WADA-DEV(7) $ /en/blog/taskdog-tui-archive-toggle/

NAME

taskdog-tui-archive-toggle

SYNOPSIS

I added a toggle to show archived tasks in the TUI of taskdog, my CLI/TUI task manager. While I was at it, I made the Gantt chart a fixed-width time window so rendering stays cheap as history piles up.

DESCRIPTION

Intro

This is about taskdog, my own CLI/TUI task manager.

I archive tasks once they’re done — but until now, the TUI task list couldn’t show archived ones at all. Every time I thought “wait, where did that task I finished last week go?”, I had to drop to the CLI to find it. Mildly annoying, every time. So I made them visible. A trivial little feature, but I’m logging it as one of those small accretions.

What I did: Toggle Archive

I just added a Toggle Archive entry to the command palette. The implementation is almost embarrassingly thin.

The TUI state carries a single show_archived: bool = False, and that flag gets passed when fetching tasks:

self.repository.list_tasks(
include_archived=self.state.show_archived,
)

Running the toggle flips show_archived and the list re-fetches. That’s it. The include_archived path already existed on the CLI side, so the TUI is really just pulling that switch up into the UI.

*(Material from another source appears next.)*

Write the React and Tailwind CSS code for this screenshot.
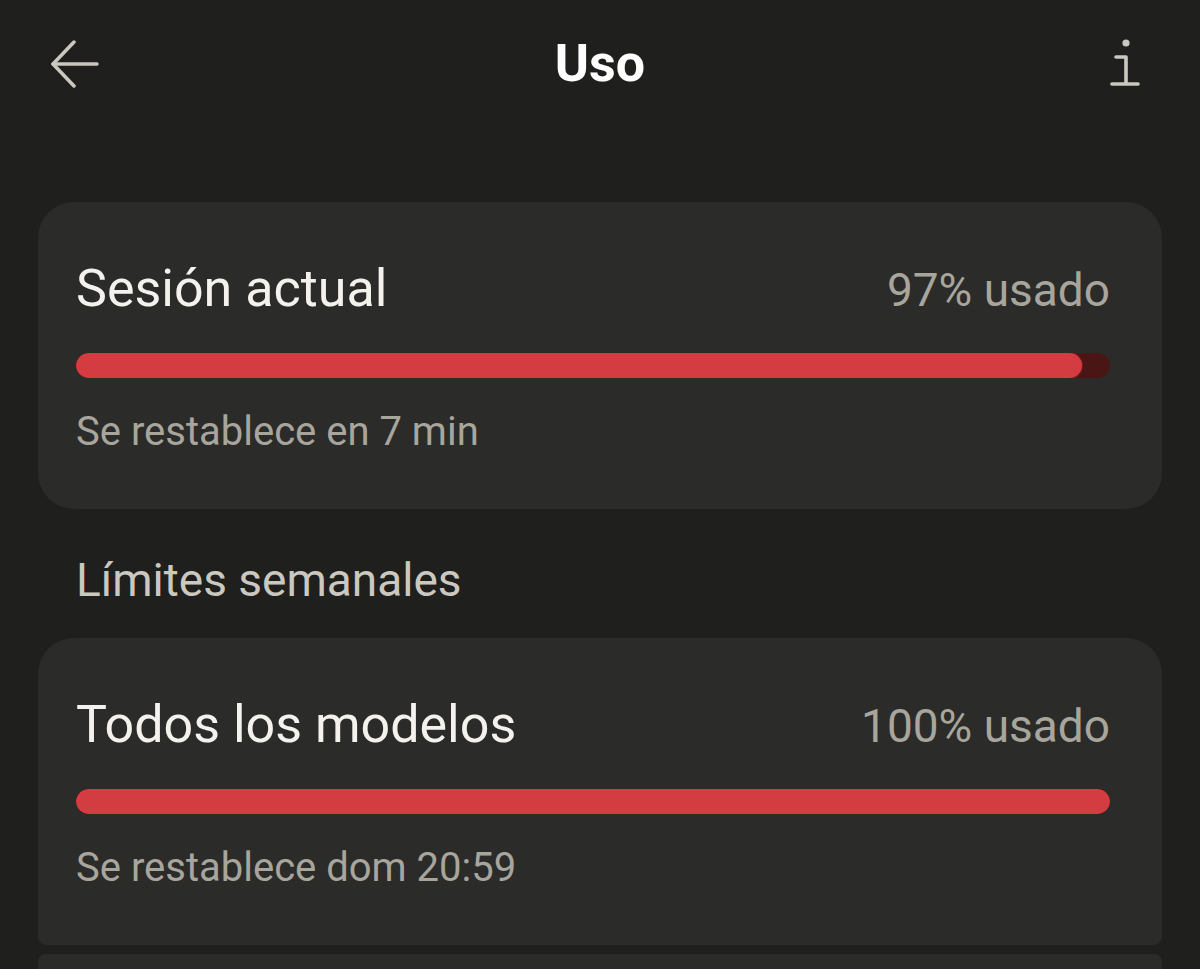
import React from 'react';

const UsageCard = ({ title, usage, percent, reset, className }) => (
    <div className={"bg-[#2b2b2a] pl-[38px] pr-[52px] pt-[57px] pb-[53px] " + className}>
        <div className="flex items-baseline justify-between">
            <h2 className="text-[52px] leading-[60px] text-[#f4f2ed]">{title}</h2>
            <span className="text-[46px] leading-[60px] text-[#a8a59d]">{usage}</span>
        </div>
        <div className="mt-[33px] h-[25px] w-full rounded-full bg-[#4a1515] overflow-hidden">
            <div className="h-full rounded-full bg-[#d33c40] ring-1 ring-[#7a1d1f]" style={{ width: percent + '%' }} />
        </div>
        <p className="mt-[30px] text-[40px] leading-[48px] text-[#a8a59d]">{reset}</p>
    </div>
);

const App = () => {
    return (
        <div className="h-[969px] overflow-hidden bg-[#1f1f1e] font-['Roboto',sans-serif]">
            {/* Header */}
            <div className="relative flex h-[130px] items-center justify-between pl-[50px] pr-[60px]">
                <svg width="50" height="48" viewBox="0 0 50 48" fill="none" stroke="#cbc8bf" strokeWidth="3.5" strokeLinecap="round" strokeLinejoin="round" className="mt-[-2px]">
                    <path d="M3 24 H47" />
                    <path d="M24 2 L3 24 L24 46" />
                </svg>
                <h1 className="absolute left-1/2 -translate-x-1/2 top-[34px] text-[52px] leading-[60px] font-bold text-white">Uso</h1>
                <svg width="32" height="52" viewBox="0 0 32 52" fill="none" className="mt-[-4px]">
                    <circle cx="18" cy="6" r="3.6" fill="#cbc8bf" />
                    <path d="M8 20 H18 V46" stroke="#cbc8bf" strokeWidth="3.6" strokeLinecap="round" strokeLinejoin="round" />
                    <path d="M4 47 H30" stroke="#cbc8bf" strokeWidth="3.6" strokeLinecap="round" />
                </svg>
            </div>

            <div className="px-[38px] pt-[72px]">
                <UsageCard
                    title="Sesión actual"
                    usage="97% usado"
                    percent={97.3}
                    reset="Se restablece en 7 min"
                    className="rounded-[36px]"
                />

                <p className="mt-[44px] px-[38px] text-[46px] leading-[54px] text-[#cbc8bf]">Límites semanales</p>

                <div className="mt-[31px] flex flex-col gap-[9px]">
                    <UsageCard
                        title="Todos los modelos"
                        usage="100% usado"
                        percent={100}
                        reset="Se restablece dom 20:59"
                        className="rounded-t-[36px] rounded-b-[8px]"
                    />
                    <div className="h-[120px] rounded-t-[8px] bg-[#2b2b2a]" />
                </div>
            </div>
        </div>
    );
};

export default App;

As a feature, that’s genuinely all of it. But the gap between “can’t see them” and “toggle to see them” feels much larger than the diff, for a tool you reach for every day.

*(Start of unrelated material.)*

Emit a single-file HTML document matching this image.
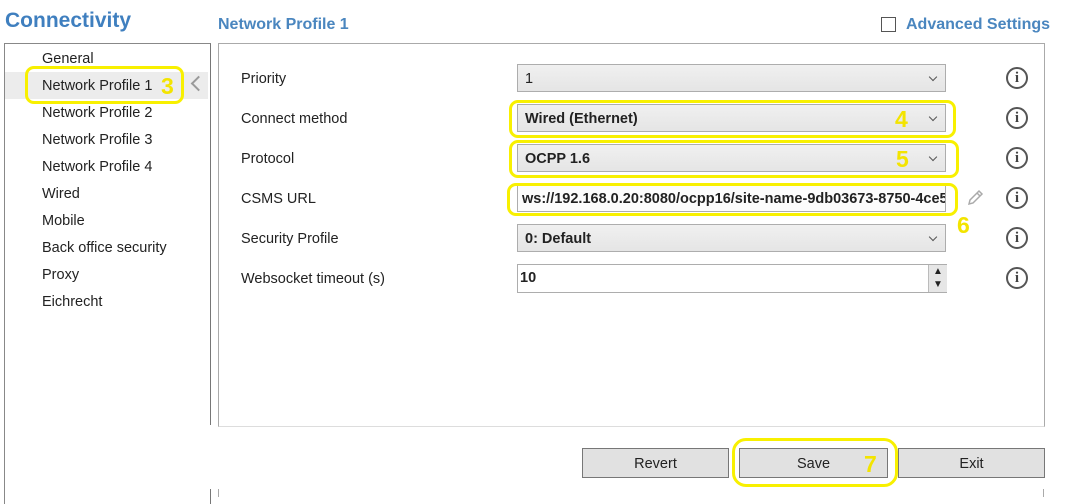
<!DOCTYPE html>
<html><head><style>
body{margin:0;width:1067px;height:497px;background:#fff;font-family:"Liberation Sans",sans-serif;position:relative;overflow:hidden;font-size:14.5px;color:#222}
.a{position:absolute}
.h1{left:5px;top:9px;font-size:21px;font-weight:bold;color:#3f7fbf}
.h2{left:218px;top:16px;font-size:16px;font-weight:bold;color:#4a86bf}
.nav{left:42px;font-size:14.5px}
.lbl{left:241px;font-size:14.5px}
.sel{left:517px;width:429px;height:28px;border:1px solid #adadad;background:linear-gradient(#f0f0f0,#e5e5e5);box-sizing:border-box;padding:6px 7px;font-size:14.5px}
.sel:after{content:"";position:absolute;right:9px;top:9px;width:5px;height:5px;border-right:1.3px solid #555;border-bottom:1.3px solid #555;transform:rotate(45deg)}
.info{left:1006px;width:18px;height:18px;border:2px solid #555;border-radius:50%;text-align:center;font:bold 15px/18px "Liberation Serif",serif;color:#444}
.y{border:3.5px solid #f8f000;border-radius:9px;box-sizing:border-box}
.num{color:#f3e400;font-weight:bold;font-size:23px}
.btn{top:448px;height:30px;background:#e1e1e1;border:1px solid #777;box-sizing:border-box;text-align:center;line-height:30px;font-size:14.5px}
</style></head><body>
<div class="a h1">Connectivity</div>
<div class="a h2">Network Profile 1</div>
<div class="a" style="left:881px;top:17px;width:13px;height:13px;border:1px solid #555"></div>
<div class="a" style="left:906px;top:16px;font-size:16px;font-weight:bold;color:#4a86bf">Advanced Settings</div>
<div class="a" style="left:4px;top:43px;width:205px;height:460px;border:1px solid #888;border-bottom:none;border-right-color:#777"></div>
<div class="a" style="left:209px;top:425px;width:3px;height:64px;background:#fff"></div>
<div class="a" style="left:5px;top:72px;width:203px;height:27px;background:#ececec"></div>
<div class="a" style="left:193px;top:78px;width:9px;height:9px;border-left:2.5px solid #999;border-bottom:2.5px solid #999;transform:rotate(45deg)"></div>
<div class="a nav" style="top:51px">General</div>
<div class="a nav" style="top:78px">Network Profile 1</div>
<div class="a nav" style="top:105px">Network Profile 2</div>
<div class="a nav" style="top:132px">Network Profile 3</div>
<div class="a nav" style="top:159px">Network Profile 4</div>
<div class="a nav" style="top:186px">Wired</div>
<div class="a nav" style="top:213px">Mobile</div>
<div class="a nav" style="top:240px">Back office security</div>
<div class="a nav" style="top:267px">Proxy</div>
<div class="a nav" style="top:294px">Eichrecht</div>
<div class="a y" style="left:25px;top:66px;width:159px;height:38px"></div>
<div class="a num" style="left:161px;top:73px">3</div>
<div class="a" style="left:218px;top:43px;width:825px;height:382px;border:1px solid #aaa;border-bottom-color:#ddd"></div>
<div class="a" style="left:218px;top:489px;width:1px;height:8px;background:#aaa"></div>
<div class="a" style="left:1043px;top:489px;width:1px;height:8px;background:#aaa"></div>
<div class="a lbl" style="top:71px">Priority</div>
<div class="a lbl" style="top:111px">Connect method</div>
<div class="a lbl" style="top:151px">Protocol</div>
<div class="a lbl" style="top:191px">CSMS URL</div>
<div class="a lbl" style="top:231px">Security Profile</div>
<div class="a lbl" style="top:271px">Websocket timeout (s)</div>
<div class="a sel" style="top:64px">1</div>
<div class="a sel" style="top:104px;font-weight:bold">Wired (Ethernet)</div>
<div class="a sel" style="top:144px;font-weight:bold">OCPP 1.6</div>
<div class="a" style="left:517px;top:184px;width:429px;height:28px;border:1px solid #adadad;box-sizing:border-box;padding:6px 4px;font-weight:bold;white-space:nowrap;overflow:hidden;background:#fcfcfc">ws://192.168.0.20:8080/ocpp16/site-name-9db03673-8750-4ce5</div>
<div class="a sel" style="top:224px;font-weight:bold">0: Default</div>
<div class="a" style="left:517px;top:264px;width:430px;height:29px;border:1px solid #adadad;box-sizing:border-box;padding:5px 2px;font-weight:bold">10</div>
<div class="a" style="left:928px;top:265px;width:18px;height:27px;background:#e6e6e6;border-left:1px solid #bbb;font-size:10px;text-align:center;line-height:13px">▲<br>▼</div>
<svg class="a" style="left:965px;top:188px" width="20" height="20" viewBox="0 0 20 20"><path d="M4 16 L5 12 L14 3 L17 6 L8 15 Z M12 5 L15 8" fill="none" stroke="#aaa" stroke-width="1.5"/></svg>
<div class="a info" style="top:67px">i</div>
<div class="a info" style="top:107px">i</div>
<div class="a info" style="top:147px">i</div>
<div class="a info" style="top:187px">i</div>
<div class="a info" style="top:227px">i</div>
<div class="a info" style="top:267px">i</div>
<div class="a y" style="left:509px;top:100px;width:447px;height:38px"></div>
<div class="a num" style="left:895px;top:106px">4</div>
<div class="a y" style="left:509px;top:140px;width:450px;height:38px"></div>
<div class="a num" style="left:896px;top:146px">5</div>
<div class="a y" style="left:507px;top:183px;width:451px;height:33px"></div>
<div class="a num" style="left:957px;top:212px">6</div>
<div class="a btn" style="left:582px;width:147px">Revert</div>
<div class="a btn" style="left:739px;width:149px">Save</div>
<div class="a btn" style="left:898px;width:147px">Exit</div>
<div class="a y" style="left:732px;top:438px;width:166px;height:49px;border-radius:14px"></div>
<div class="a num" style="left:864px;top:451px">7</div>
</body></html>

Bonus: a fixed-width time window for the Gantt

In the same change I also fixed the Gantt chart. It used to render the whole live range, so once history accumulated — archived tasks included — the column count kept growing, and panning into the past would freeze the chart.

Textual’s DataTable has no column virtualization, so more columns means proportionally more render cost. There’s no clean way to shave that off.

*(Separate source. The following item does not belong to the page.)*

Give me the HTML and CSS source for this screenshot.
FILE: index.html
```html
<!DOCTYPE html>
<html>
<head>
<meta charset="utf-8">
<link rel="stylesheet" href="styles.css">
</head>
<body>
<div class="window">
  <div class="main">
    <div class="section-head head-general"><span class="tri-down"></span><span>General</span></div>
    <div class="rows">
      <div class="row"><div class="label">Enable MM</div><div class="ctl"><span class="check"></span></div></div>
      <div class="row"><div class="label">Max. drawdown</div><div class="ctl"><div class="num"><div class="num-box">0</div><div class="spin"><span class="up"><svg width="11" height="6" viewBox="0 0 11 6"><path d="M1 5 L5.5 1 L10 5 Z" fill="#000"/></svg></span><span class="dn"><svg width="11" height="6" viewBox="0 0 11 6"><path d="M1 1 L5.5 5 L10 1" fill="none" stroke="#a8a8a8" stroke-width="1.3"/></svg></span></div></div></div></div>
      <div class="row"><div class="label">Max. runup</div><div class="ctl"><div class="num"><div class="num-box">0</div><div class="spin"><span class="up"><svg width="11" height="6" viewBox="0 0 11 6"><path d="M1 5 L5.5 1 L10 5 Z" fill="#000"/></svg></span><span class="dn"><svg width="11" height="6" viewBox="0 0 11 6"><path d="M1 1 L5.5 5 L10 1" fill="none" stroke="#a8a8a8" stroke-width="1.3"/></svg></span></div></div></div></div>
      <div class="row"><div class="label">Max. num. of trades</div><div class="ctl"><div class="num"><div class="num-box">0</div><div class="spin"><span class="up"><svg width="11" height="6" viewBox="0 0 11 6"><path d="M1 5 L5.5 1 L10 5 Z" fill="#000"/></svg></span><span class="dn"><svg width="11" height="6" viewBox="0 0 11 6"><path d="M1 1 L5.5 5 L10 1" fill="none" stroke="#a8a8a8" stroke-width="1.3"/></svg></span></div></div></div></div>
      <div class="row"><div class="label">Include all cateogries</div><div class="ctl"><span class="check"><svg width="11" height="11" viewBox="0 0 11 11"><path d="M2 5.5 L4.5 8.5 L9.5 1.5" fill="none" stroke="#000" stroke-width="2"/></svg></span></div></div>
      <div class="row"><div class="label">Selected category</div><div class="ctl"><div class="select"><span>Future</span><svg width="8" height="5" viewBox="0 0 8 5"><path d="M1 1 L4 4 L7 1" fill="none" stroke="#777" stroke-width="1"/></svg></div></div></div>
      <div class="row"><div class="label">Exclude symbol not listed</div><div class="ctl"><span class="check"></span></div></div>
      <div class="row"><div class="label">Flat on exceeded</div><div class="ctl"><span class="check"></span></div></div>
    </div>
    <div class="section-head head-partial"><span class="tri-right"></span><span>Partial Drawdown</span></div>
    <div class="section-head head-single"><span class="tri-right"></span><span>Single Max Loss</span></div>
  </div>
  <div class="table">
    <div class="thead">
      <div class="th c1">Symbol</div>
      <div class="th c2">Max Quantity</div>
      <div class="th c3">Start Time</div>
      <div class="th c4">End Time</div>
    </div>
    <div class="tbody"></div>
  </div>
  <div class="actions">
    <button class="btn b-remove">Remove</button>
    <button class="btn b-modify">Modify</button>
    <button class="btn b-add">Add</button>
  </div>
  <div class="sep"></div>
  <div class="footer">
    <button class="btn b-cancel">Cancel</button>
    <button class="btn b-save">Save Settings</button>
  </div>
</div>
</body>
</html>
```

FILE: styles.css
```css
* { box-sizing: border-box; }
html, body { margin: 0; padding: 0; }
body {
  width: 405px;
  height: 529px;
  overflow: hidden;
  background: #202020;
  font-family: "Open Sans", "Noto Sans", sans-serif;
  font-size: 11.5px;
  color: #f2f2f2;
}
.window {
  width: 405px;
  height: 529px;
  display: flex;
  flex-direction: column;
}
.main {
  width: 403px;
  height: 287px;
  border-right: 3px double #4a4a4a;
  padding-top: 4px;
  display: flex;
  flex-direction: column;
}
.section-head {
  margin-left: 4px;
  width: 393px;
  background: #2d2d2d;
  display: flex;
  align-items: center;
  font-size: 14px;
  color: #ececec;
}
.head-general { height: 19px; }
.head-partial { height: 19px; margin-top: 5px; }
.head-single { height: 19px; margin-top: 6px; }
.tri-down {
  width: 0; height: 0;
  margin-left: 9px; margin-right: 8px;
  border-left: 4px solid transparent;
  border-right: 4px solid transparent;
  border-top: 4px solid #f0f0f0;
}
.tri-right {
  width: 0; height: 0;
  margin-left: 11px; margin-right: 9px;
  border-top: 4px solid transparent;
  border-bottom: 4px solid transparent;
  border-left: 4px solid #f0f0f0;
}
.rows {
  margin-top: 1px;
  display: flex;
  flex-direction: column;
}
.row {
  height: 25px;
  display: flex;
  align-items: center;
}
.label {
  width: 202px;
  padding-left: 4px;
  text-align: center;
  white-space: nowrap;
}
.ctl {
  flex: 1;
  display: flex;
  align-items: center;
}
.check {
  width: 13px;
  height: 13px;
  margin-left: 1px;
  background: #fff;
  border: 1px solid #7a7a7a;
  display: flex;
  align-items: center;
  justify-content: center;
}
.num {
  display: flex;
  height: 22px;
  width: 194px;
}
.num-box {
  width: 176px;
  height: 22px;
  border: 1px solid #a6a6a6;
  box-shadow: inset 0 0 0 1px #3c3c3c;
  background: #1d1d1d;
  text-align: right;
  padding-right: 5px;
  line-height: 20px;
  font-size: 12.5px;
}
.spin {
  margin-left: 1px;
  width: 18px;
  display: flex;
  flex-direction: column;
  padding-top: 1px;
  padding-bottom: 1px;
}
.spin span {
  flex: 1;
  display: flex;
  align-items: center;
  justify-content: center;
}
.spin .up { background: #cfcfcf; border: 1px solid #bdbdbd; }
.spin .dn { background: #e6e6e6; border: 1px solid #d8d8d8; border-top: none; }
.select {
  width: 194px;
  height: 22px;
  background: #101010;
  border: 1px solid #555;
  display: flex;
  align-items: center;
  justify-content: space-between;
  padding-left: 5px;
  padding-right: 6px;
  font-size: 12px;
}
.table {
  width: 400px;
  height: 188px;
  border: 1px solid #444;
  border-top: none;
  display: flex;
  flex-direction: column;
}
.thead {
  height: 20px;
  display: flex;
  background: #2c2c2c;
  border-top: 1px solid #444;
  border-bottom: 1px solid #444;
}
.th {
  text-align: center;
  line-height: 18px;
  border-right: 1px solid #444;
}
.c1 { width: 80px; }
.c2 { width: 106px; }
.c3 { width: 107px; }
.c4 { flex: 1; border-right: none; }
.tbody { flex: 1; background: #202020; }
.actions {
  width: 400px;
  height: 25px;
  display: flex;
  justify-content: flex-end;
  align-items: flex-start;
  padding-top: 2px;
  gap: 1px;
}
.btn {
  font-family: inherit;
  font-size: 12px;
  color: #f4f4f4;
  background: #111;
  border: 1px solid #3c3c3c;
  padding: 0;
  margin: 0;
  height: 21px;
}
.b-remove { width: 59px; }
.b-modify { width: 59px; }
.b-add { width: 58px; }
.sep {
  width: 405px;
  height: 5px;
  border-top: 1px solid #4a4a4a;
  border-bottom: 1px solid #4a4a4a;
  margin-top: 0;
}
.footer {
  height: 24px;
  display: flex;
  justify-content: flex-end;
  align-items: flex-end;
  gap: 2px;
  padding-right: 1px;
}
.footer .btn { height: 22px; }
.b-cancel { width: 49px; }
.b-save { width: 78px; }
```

So I changed the approach to pan a fixed-width time window:

  • H / L shift the window one week into the past / future; T snaps back to the current week.
  • The window width is constant, so the rendered column count is constant too — meaning render cost stays flat no matter how much history piles up.

If there’s no virtualization, then just don’t grow the number of columns you draw. Cursor and scroll position are preserved across pan and zoom rebuilds.

Wrap-up

It’s a small change — just making archived tasks visible — but it cleared the Gantt’s rendering ceiling along the way. Small accretions like this are what grow a tool.